Basically all unlicensed technologies have to coexist as best they can. WiFi interfers with other WiFi users. Bluetooth interferes with WiFi etc. The questions are: 1) whether LTE-Us coexistence strategy is reasonable 2) whether the economic power of the carriers means that LTE-U might be deployed so densely that other users of unlicensed spectrum suffer degraded service


I would think that everyone operating in unlicenced parts of the spectrum was subject to the same regulations.


They are-- until you lobby the FCC to change those regulations. Part 15 is very clear on this.


Part 15 of what?


For US hams it's an extremely often cited regulation, touching on many aspects of the hobby. There's a good chance 'KB1JWQ' is a ham :)

If you or others care: https://en.wikipedia.org/wiki/Title_47_CFR_Part_15

I'm not based in the States, but it pops up enough everywhere ham-related for general familiarity.


Part 97 is the amateur radio rules in the U.S. Part 15 is the catch all of FCC rules. If it's not define in some set of rules, then it's likely covered in 15.


Part 15 says (amongst many other things) that if a service causes (or suffers) interference it must go of the air.

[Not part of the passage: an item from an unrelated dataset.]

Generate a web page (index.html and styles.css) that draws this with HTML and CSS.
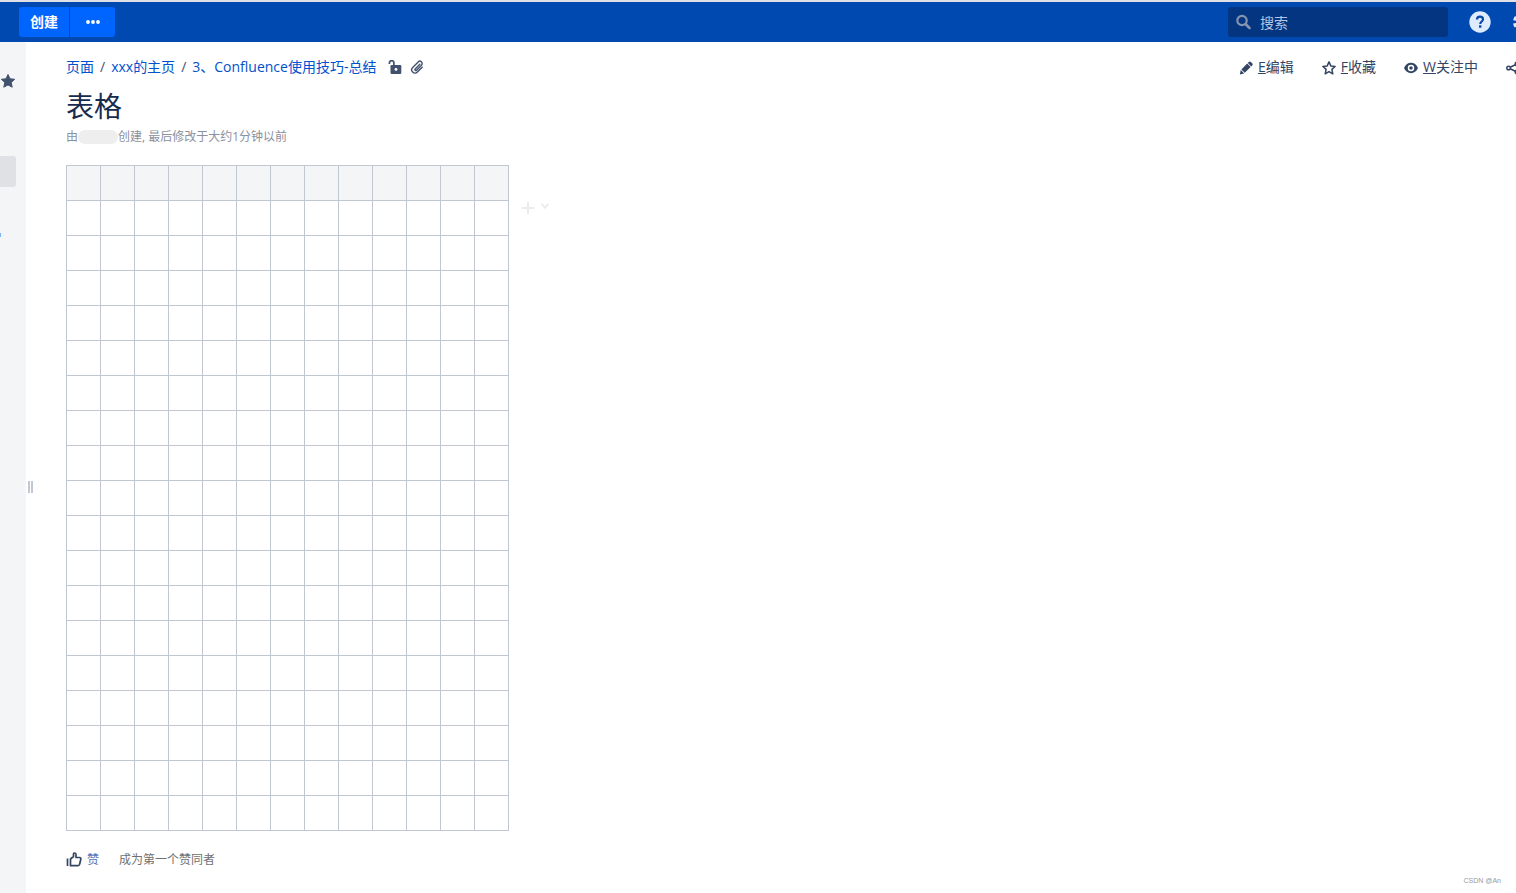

Nothing to do with Amateur Radio.


RFI doesn't affect amateur radio? Don't take my word for it, the ARRL have a few thoughts on Part 15:

http://www.arrl.org/part-15-radio-frequency-devices


I think it's interesting (and scary) to consider this in the context of how smartphone vendors seem to be really dragging their heels on 5GHz WiFi on all but the high-end phones. If we're going to be broadening use of 5GHz, we should be doing it in a way that is interoperable with the existing deployments. At the very least, nobody should be allowed to ship a device that supports 5GHz LTE but doesn't support 802.11ac.